___ Information provided ___
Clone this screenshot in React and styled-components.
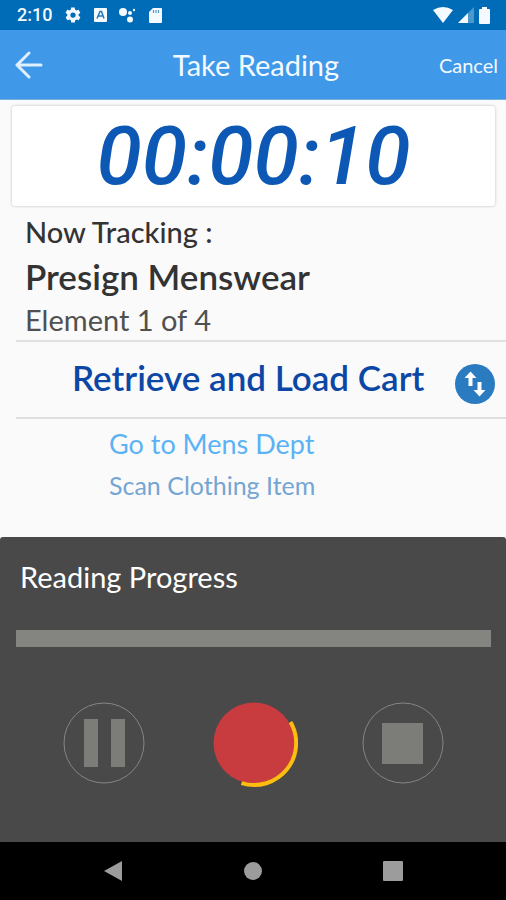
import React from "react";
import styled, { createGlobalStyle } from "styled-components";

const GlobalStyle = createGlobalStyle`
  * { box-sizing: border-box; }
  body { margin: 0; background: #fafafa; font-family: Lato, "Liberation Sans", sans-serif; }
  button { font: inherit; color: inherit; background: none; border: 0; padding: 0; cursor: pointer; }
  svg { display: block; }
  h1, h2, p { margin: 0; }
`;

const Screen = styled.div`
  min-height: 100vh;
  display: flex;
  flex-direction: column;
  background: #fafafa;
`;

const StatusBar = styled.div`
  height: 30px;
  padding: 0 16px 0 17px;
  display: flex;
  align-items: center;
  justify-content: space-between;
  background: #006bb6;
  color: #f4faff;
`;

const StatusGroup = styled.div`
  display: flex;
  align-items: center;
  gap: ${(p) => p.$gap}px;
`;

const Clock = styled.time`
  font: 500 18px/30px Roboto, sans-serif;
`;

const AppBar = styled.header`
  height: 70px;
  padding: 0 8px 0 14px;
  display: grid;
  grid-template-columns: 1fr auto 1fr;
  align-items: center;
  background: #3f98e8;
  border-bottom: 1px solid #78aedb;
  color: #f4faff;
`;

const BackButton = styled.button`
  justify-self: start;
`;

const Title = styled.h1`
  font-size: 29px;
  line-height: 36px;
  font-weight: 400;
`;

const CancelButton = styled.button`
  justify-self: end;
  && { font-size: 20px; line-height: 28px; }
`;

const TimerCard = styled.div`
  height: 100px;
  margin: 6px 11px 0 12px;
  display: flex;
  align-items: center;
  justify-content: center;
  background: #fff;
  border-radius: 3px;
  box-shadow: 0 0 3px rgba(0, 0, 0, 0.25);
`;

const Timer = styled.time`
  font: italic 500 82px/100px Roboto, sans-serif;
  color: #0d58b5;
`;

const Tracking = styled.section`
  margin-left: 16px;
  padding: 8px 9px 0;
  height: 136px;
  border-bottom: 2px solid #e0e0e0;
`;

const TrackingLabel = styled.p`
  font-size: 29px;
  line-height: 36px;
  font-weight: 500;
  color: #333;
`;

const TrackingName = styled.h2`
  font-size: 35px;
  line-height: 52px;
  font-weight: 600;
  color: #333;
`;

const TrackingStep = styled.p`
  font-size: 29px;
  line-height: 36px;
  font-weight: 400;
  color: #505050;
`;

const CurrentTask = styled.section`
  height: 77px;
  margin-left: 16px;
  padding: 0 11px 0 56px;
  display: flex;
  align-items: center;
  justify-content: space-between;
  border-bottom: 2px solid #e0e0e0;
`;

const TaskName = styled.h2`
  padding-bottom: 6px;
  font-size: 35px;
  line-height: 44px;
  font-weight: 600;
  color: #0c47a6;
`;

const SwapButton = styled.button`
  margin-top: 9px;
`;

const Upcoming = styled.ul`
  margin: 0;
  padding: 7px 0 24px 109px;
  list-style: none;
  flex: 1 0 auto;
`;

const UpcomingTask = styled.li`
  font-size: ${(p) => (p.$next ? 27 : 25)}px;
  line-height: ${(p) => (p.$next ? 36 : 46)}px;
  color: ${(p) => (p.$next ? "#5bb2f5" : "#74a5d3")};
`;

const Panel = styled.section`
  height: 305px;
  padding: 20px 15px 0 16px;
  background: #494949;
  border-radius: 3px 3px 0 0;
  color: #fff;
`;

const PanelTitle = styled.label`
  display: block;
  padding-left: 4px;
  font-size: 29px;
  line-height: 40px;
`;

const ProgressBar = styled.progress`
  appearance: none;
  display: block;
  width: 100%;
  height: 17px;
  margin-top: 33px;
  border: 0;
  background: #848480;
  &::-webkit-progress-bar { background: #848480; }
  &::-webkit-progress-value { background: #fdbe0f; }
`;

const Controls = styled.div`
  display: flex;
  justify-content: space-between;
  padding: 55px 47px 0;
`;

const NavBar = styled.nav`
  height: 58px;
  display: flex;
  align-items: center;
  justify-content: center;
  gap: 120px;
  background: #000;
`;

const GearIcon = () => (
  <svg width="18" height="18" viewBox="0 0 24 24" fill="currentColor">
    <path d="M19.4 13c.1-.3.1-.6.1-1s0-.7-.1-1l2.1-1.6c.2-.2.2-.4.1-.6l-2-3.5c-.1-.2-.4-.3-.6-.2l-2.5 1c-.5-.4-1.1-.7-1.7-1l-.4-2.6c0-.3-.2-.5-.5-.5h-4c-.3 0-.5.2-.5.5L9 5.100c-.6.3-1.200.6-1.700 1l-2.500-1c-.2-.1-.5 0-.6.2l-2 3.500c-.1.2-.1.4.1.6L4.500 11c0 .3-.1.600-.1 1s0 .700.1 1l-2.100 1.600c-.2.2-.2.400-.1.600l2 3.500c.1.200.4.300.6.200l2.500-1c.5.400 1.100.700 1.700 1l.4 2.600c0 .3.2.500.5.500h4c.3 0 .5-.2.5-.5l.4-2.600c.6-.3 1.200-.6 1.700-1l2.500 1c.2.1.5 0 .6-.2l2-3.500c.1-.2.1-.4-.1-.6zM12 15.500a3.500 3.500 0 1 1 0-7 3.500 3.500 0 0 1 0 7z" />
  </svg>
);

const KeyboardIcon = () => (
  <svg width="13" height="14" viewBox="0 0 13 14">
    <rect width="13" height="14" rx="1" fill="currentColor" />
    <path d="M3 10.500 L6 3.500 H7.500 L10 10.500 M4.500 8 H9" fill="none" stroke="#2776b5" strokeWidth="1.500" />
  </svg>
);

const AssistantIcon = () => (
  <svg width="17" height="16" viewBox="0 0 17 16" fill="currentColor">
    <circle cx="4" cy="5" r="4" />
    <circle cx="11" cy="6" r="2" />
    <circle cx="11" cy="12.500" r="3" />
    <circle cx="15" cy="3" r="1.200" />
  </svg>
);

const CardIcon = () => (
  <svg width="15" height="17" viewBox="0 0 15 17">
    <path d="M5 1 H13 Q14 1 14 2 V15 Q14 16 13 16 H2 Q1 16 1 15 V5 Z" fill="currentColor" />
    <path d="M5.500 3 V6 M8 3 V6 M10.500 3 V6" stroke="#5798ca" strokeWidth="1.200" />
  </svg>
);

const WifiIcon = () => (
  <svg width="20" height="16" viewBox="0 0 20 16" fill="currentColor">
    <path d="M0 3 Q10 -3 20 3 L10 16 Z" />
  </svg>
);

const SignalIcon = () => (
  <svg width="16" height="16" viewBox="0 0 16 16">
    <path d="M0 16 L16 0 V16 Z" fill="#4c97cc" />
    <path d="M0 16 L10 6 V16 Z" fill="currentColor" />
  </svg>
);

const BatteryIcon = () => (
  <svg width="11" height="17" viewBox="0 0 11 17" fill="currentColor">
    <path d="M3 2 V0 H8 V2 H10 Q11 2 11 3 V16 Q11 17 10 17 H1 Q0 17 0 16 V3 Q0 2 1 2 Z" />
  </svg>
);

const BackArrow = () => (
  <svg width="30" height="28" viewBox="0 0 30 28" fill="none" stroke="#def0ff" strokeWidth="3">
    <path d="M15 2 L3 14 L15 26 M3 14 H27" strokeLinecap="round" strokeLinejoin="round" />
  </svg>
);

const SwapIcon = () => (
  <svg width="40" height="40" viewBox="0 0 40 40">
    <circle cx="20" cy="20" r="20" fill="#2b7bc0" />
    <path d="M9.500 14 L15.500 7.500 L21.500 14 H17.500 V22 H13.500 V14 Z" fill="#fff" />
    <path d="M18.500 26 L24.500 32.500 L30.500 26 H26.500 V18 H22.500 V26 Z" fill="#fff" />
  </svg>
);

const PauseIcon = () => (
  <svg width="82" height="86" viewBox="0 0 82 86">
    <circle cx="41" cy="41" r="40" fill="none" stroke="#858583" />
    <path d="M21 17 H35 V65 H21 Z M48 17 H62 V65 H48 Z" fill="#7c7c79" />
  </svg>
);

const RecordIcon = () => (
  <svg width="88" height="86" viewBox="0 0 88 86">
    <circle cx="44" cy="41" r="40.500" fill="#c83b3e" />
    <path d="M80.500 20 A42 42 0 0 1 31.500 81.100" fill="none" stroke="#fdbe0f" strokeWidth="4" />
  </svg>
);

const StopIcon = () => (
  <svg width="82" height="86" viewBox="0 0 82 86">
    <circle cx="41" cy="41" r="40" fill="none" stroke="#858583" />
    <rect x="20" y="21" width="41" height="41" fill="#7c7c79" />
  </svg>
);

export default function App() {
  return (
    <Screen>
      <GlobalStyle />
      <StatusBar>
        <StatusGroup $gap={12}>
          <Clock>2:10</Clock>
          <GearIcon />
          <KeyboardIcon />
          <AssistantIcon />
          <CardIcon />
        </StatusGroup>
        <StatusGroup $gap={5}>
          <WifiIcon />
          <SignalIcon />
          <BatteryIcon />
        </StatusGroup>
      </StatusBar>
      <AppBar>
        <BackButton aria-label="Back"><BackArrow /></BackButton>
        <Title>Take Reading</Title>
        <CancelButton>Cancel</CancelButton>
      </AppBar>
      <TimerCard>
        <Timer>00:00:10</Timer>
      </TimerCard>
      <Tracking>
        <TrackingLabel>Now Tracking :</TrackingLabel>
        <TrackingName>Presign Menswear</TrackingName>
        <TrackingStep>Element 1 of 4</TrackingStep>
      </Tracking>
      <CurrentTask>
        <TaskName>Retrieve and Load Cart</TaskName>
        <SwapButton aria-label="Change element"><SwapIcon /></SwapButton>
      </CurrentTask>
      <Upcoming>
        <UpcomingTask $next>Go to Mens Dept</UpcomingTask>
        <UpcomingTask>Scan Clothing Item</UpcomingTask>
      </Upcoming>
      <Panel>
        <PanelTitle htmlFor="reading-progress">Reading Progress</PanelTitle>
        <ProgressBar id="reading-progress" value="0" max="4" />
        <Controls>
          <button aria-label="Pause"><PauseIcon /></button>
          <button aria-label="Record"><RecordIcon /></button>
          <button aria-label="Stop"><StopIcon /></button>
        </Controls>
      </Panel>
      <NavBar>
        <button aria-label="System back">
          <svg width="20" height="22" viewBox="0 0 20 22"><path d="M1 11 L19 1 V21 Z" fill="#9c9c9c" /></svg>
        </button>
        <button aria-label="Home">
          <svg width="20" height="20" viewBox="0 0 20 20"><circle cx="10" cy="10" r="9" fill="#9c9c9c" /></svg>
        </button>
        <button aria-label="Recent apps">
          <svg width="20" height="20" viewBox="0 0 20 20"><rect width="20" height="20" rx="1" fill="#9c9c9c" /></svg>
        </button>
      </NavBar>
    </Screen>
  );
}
___
- What is being asked -
Every line of the listing that holds "React" is to be counted; give only the resulting number.

- Response below -
2